Dallas wing Tomas Vincour grew up in the Czech Republic idolizing Jagr and to potentially be a part of a history-making moment with Jagr is a big deal to Vincour.
"That would be great, to see him get his 1,000 assist and to be part of it," he said.
Vincour even relayed a story from the Stars bench after Jagr got career assist No. 999 in a 5-2 win against the Colorado Avalanche on Saturday night. He, Eric Nystrom and Jagr were sitting on the bench when Jagr informed them that helper was assist No. 999. Nystrom wondered if his teammate meant points, to which Jagr responded that he had 999 points 10 years ago, a comment which drew laughter from all three players.

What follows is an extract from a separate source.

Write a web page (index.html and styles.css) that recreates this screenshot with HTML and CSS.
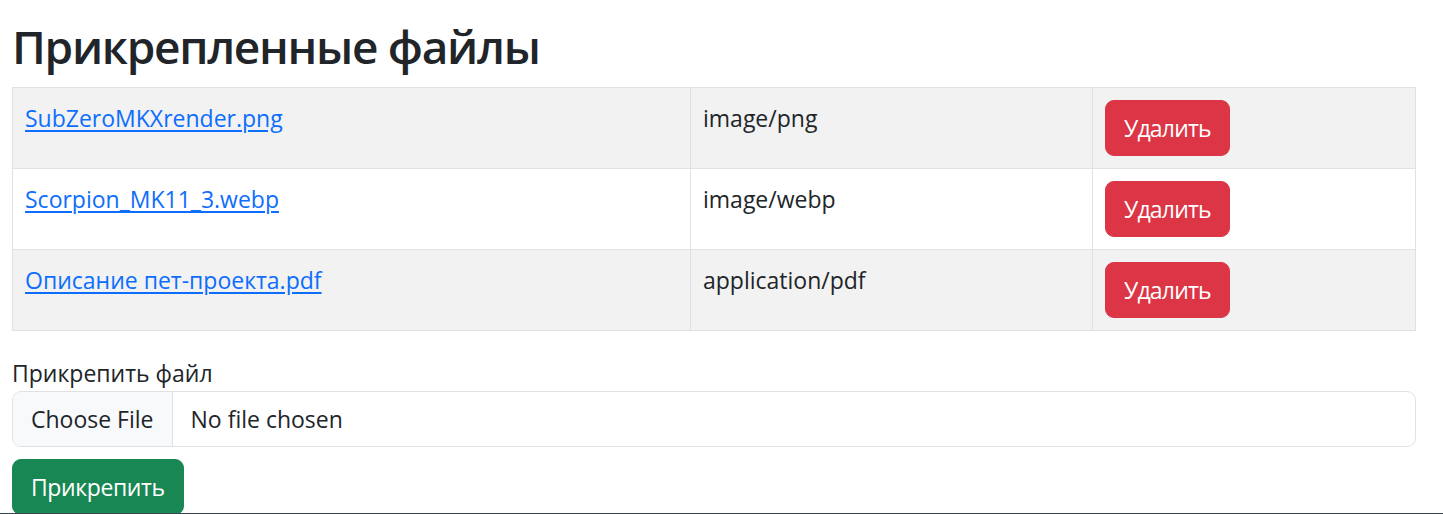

Current Dallas teammate Loui Eriksson, a 2011 All-Star, agrees that 1,000 assists is definitely an impressive milestone.
"It's an incredible number, Eriksson said. "It's pretty crazy to see that will happen. It's probably going to happen [Monday night]," Eriksson said. "He's been playing good for us lately. It's going to be fun when he does that. One thousand assists is a lot of hard work. He's been a great player over his whole career. It's good for him."
"It's pretty mind-boggling, especially he spent I think four years away from this League as well," Dallas coach Glen Gulutzan added. "And to have 1,000 assists, or 999 which he's at right now, is pretty neat. It's a pretty special thing to have 1,000 assists in the League."
As for the first assist of his legendary career, Jagr admits he didn't keep the puck as he did for his first NHL goal, which came on Oct. 7, 1990 against the New Jersey Devils. He also didn't remember who scored the goal, but decided it was Zarley Zalapski after determining that he couldn't have assisted on the Penguins' other goals that night by John Cullen and Joey Mullen.
"I didn't play with John [Cullen] or Joe [Mullen] so it's going to be [Zarley] Zalapski," Jagr said. "I didn't play on the same line with John Cullen. Joey [Mullen] was also a right wing, so it had to be Zalapski. I remember my first goal but I don't remember my first assist."